• [Task description] Set the lines down again exactly, first line through the line that contains "const ROW_THREE = ['z', 'x', 'c', 'v', 'b', 'n', 'm'];", with no pictures.

►

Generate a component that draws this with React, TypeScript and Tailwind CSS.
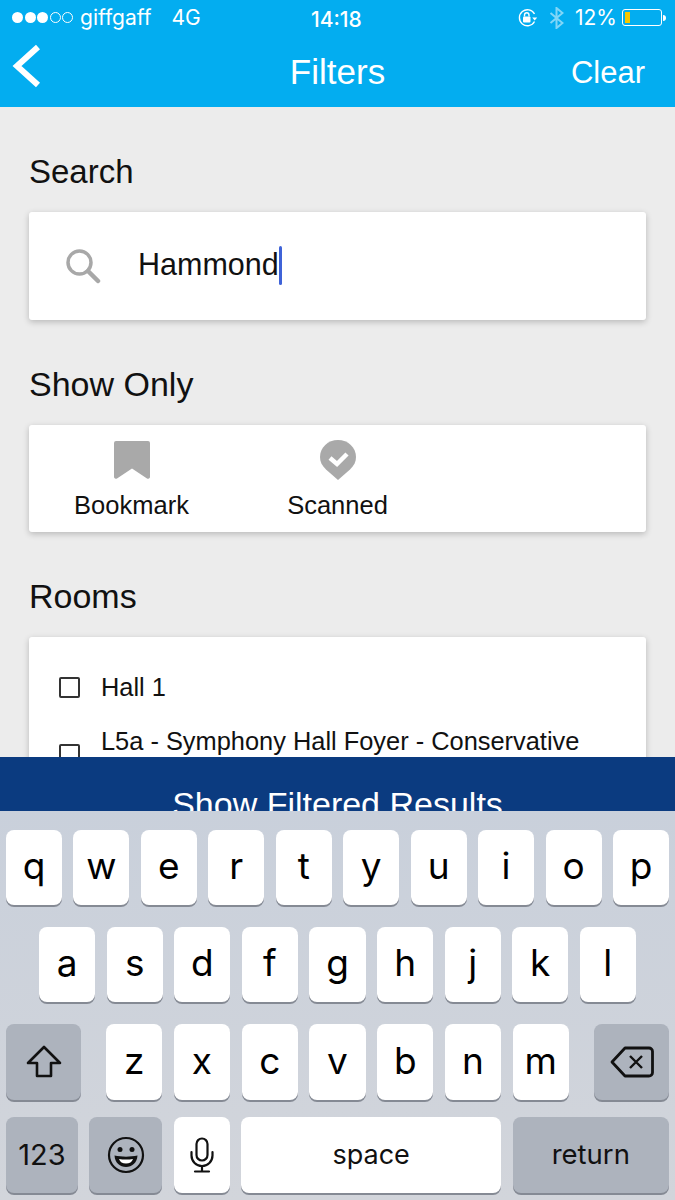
import React from 'react';

const ROW_ONE = ['q', 'w', 'e', 'r', 't', 'y', 'u', 'i', 'o', 'p'];
const ROW_TWO = ['a', 's', 'd', 'f', 'g', 'h', 'j', 'k', 'l'];
const ROW_THREE = ['z', 'x', 'c', 'v', 'b', 'n', 'm'];

const LetterKey: React.FC<{ label: string }> = ({ label }) => (
  <div className="flex-1 h-full rounded-[8px] bg-white shadow-[0_2px_0_#858a94] flex items-center justify-center pb-[3px] text-[37px] text-black">
    {label}
  </div>
);

const StatusBar: React.FC = () => (
  <div className="relative h-[35px] flex items-center justify-between pl-[12px] pr-[9px] text-white text-[21px] font-['Inter',sans-serif]">
    <div className="flex items-center">
      <div className="flex gap-[1.5px]">
        {[0, 1, 2].map((i) => (
          <span key={i} className="w-[11px] h-[11px] rounded-full bg-white" />
        ))}
        {[3, 4].map((i) => (
          <span key={i} className="w-[11px] h-[11px] rounded-full border border-white" />
        ))}
      </div>
      <span className="ml-[7px]">giffgaff</span>
      <span className="ml-[20px]">4G</span>
    </div>
    <span className="absolute left-[311px] top-[4px] font-medium">14:18</span>
    <div className="flex items-center">
      <svg width="22" height="20" viewBox="0 0 22 20" fill="none" stroke="white" strokeWidth="1.4">
        <path d="M17.5 13.5A8 8 0 1 1 17.5 6" />
        <path d="M15.2 9.5h5l-2.5 3z" fill="white" stroke="none" />
        <rect x="6" y="8.5" width="7.5" height="6" rx="1" fill="white" stroke="none" />
        <path d="M7.5 8.5V7a2.2 2.2 0 0 1 4.500 0v1.500" />
      </svg>
      <svg className="ml-[10px] opacity-50" width="15" height="22" viewBox="0 0 15 22" fill="none" stroke="white" strokeWidth="2">
        <path d="M1.500 6l12 10-6 5V1l6 5-12 10" />
      </svg>
      <span className="ml-[11px]">12%</span>
      <div className="ml-[5px] w-[40px] h-[17px] rounded-[3px] border border-white p-[2px]">
        <div className="w-[5px] h-full bg-[#f6c700]" />
      </div>
      <div className="w-[3px] h-[6px] rounded-r-full bg-white ml-[1px]" />
    </div>
  </div>
);

const App: React.FC = () => {
  return (
    <div className="h-[1200px] w-[675px] overflow-hidden flex flex-col bg-[#ececec] font-['Liberation_Sans',sans-serif]">
      <header className="h-[107px] shrink-0 bg-[#03adf0]">
        <StatusBar />
        <div className="relative flex items-center justify-center h-[72px]">
          <svg className="absolute left-[11px] top-[8px]" width="32" height="46" viewBox="0 0 32 46" fill="none" stroke="white" strokeWidth="6">
            <path d="M27 4L6 23l21 19" />
          </svg>
          <span className="text-white text-[35px] mt-[3px]">Filters</span>
          <span className="absolute right-[30px] top-[15px] text-white text-[31px]">Clear</span>
        </div>
      </header>

      <main className="flex-1 min-h-0 overflow-hidden px-[29px]">
        <h2 className="mt-[45px] mb-[20px] h-[40px] leading-[40px] text-[33px] text-[#111]">Search</h2>
        <div className="h-[108px] rounded-[3px] bg-white shadow-[0_2px_6px_rgba(0,0,0,0.22)] flex items-center pl-[36px]">
          <svg width="36" height="36" viewBox="0 0 36 36" fill="none" stroke="#a8a8a8">
            <circle cx="14.500" cy="14.500" r="11.500" strokeWidth="3.500" />
            <path d="M23 23l10 10" strokeWidth="4.500" strokeLinecap="round" />
          </svg>
          <span className="ml-[37px] -mt-[2px] text-[30.500px] text-[#111]">Hammond</span>
          <span className="w-[3px] h-[39px] -mt-[1px] rounded-full bg-[#3f63d8]" />
        </div>

        <h2 className="mt-[44px] mb-[21px] h-[40px] leading-[40px] text-[34px] text-[#111]">Show Only</h2>
        <div className="h-[107px] rounded-[3px] bg-white shadow-[0_2px_6px_rgba(0,0,0,0.22)] flex">
          <div className="w-[205px] flex flex-col items-center pt-[16px]">
            <svg width="36" height="38" viewBox="0 0 36 38" fill="#a9a9a9">
              <path d="M2 0h32a2 2 0 0 1 2 2v34a2 2 0 0 1-3 1.500L18 27.500 3 37.500a2 2 0 0 1-3-1.500V2a2 2 0 0 1 2-2z" />
            </svg>
            <span className="mt-[11px] text-[25.500px] leading-[30px] text-[#111]">Bookmark</span>
          </div>
          <div className="w-[207px] flex flex-col items-center pt-[15px]">
            <svg width="36" height="40" viewBox="0 0 36 40" fill="none">
              <path d="M18 0c10 0 18 7.500 18 17 0 5-2 8.500-6 12.500L18 40 6 29.500C2 25.500 0 22 0 17 0 7.500 8 0 18 0z" fill="#a9a9a9" />
              <path d="M10 18l7 6L27 14" stroke="white" strokeWidth="4.500" />
            </svg>
            <span className="mt-[10px] text-[25.500px] leading-[30px] text-[#111]">Scanned</span>
          </div>
        </div>

        <h2 className="mt-[44px] mb-[21px] h-[40px] leading-[40px] text-[34px] text-[#111]">Rooms</h2>
        <div className="h-[200px] rounded-[3px] bg-white shadow-[0_2px_6px_rgba(0,0,0,0.22)] pt-[35px] pl-[30px]">
          <div className="flex items-center h-[30px]">
            <span className="w-[21px] h-[21px] rounded-[2px] border-[2.5px] border-[#333]" />
            <span className="ml-[21px] text-[25.400px] text-[#111]">Hall 1</span>
          </div>
          <div className="flex items-start mt-[24px]">
            <span className="mt-[18px] w-[21px] h-[21px] rounded-[2px] border-[2.5px] border-[#333]" />
            <span className="ml-[21px] text-[25.400px] leading-[30px] text-[#111] whitespace-nowrap">L5a - Symphony Hall Foyer - Conservative</span>
          </div>
        </div>
      </main>

      <div className="h-[54px] shrink-0 overflow-hidden bg-[#0b3b80] text-center text-white text-[34px] leading-[40px] pt-[27px]">
        Show Filtered Results
      </div>

      <div className="h-[389px] shrink-0 bg-gradient-to-b from-[#c9d0db] to-[#d2d5db] pt-[19px] font-['Inter',sans-serif]">
        <div className="h-[75px] flex gap-[11.400px] px-[6px]">
          {ROW_ONE.map((k) => <LetterKey key={k} label={k} />)}
        </div>

        <div className="mt-[22px] h-[75px] flex gap-[11.400px] px-[39px]">
          {ROW_TWO.map((k) => <LetterKey key={k} label={k} />)}
        </div>

        <div className="mt-[22px] h-[76px] flex px-[6px]">
          <div className="w-[75px] h-full rounded-[8px] bg-[#adb3bd] shadow-[0_2px_0_#858a94] flex items-center justify-center">
            <svg width="36" height="34" viewBox="0 0 36 34" fill="none" stroke="#111" strokeWidth="2.600" strokeLinejoin="round">
              <path d="M18 2L2 18h9v13h14V18h9z" />
            </svg>
          </div>
          <div className="flex-1 mx-[25px] flex gap-[11.400px]">
            {ROW_THREE.map((k) => <LetterKey key={k} label={k} />)}
          </div>
          <div className="w-[75px] h-full rounded-[8px] bg-[#adb3bd] shadow-[0_2px_0_#858a94] flex items-center justify-center">
            <svg width="44" height="32" viewBox="0 0 44 32" fill="none" stroke="#111" strokeWidth="2.800" strokeLinejoin="round">
              <path d="M15 2h24a3.500 3.500 0 0 1 3.500 3.500v21a3.500 3.500 0 0 1-3.500 3.500H15L2 16z" />
              <path d="M20 10l12 12M32 10L20 22" strokeWidth="2.400" />
            </svg>
          </div>
        </div>

        <div className="mt-[17px] h-[76px] flex gap-[11.400px] px-[6px]">
          <div className="w-[72px] rounded-[8px] bg-[#adb3bd] shadow-[0_2px_0_#858a94] flex items-center justify-center text-[29px] text-[#111]">
            123
          </div>
          <div className="w-[73px] rounded-[8px] bg-[#adb3bd] shadow-[0_2px_0_#858a94] flex items-center justify-center">
            <svg width="38" height="38" viewBox="0 0 38 38" fill="none" stroke="#111" strokeWidth="2.200">
              <circle cx="19" cy="19" r="17" />
              <circle cx="13" cy="13.500" r="2.500" fill="#111" stroke="none" />
              <circle cx="25" cy="13.500" r="2.500" fill="#111" stroke="none" />
              <path d="M7.500 19.500c7 1.500 16 1.500 23 0C30 27 25 31 19 31S8 27 7.500 19.500z" fill="#111" stroke="none" />
              <path d="M12 23c4 .8 10 .8 14 0-1 3-3.500 4.500-7 4.500S13 26 12 23z" fill="white" stroke="none" />
            </svg>
          </div>
          <div className="w-[56px] rounded-[8px] bg-white shadow-[0_2px_0_#858a94] flex items-center justify-center">
            <svg width="24" height="36" viewBox="0 0 24 36" fill="none" stroke="#111" strokeWidth="2.200" strokeLinecap="round">
              <rect x="6.500" y="1.500" width="11" height="22" rx="5.500" />
              <path d="M1.500 15v3.500a10.500 10.500 0 0 0 21 0V15M12 29v5.500M5 34.500h14" />
            </svg>
          </div>
          <div className="w-[260px] rounded-[8px] bg-white shadow-[0_2px_0_#858a94] flex items-center justify-center text-[27px] text-[#111]">
            space
          </div>
          <div className="flex-1 rounded-[8px] bg-[#adb3bd] shadow-[0_2px_0_#858a94] flex items-center justify-center text-[27.500px] text-[#111]">
            return
          </div>
        </div>
      </div>
    </div>
  );
};

export default App;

◄

• [Written solution]
Generate a component that draws this with React, TypeScript and Tailwind CSS.
import React from 'react';

const ROW_ONE = ['q', 'w', 'e', 'r', 't', 'y', 'u', 'i', 'o', 'p'];
const ROW_TWO = ['a', 's', 'd', 'f', 'g', 'h', 'j', 'k', 'l'];
const ROW_THREE = ['z', 'x', 'c', 'v', 'b', 'n', 'm'];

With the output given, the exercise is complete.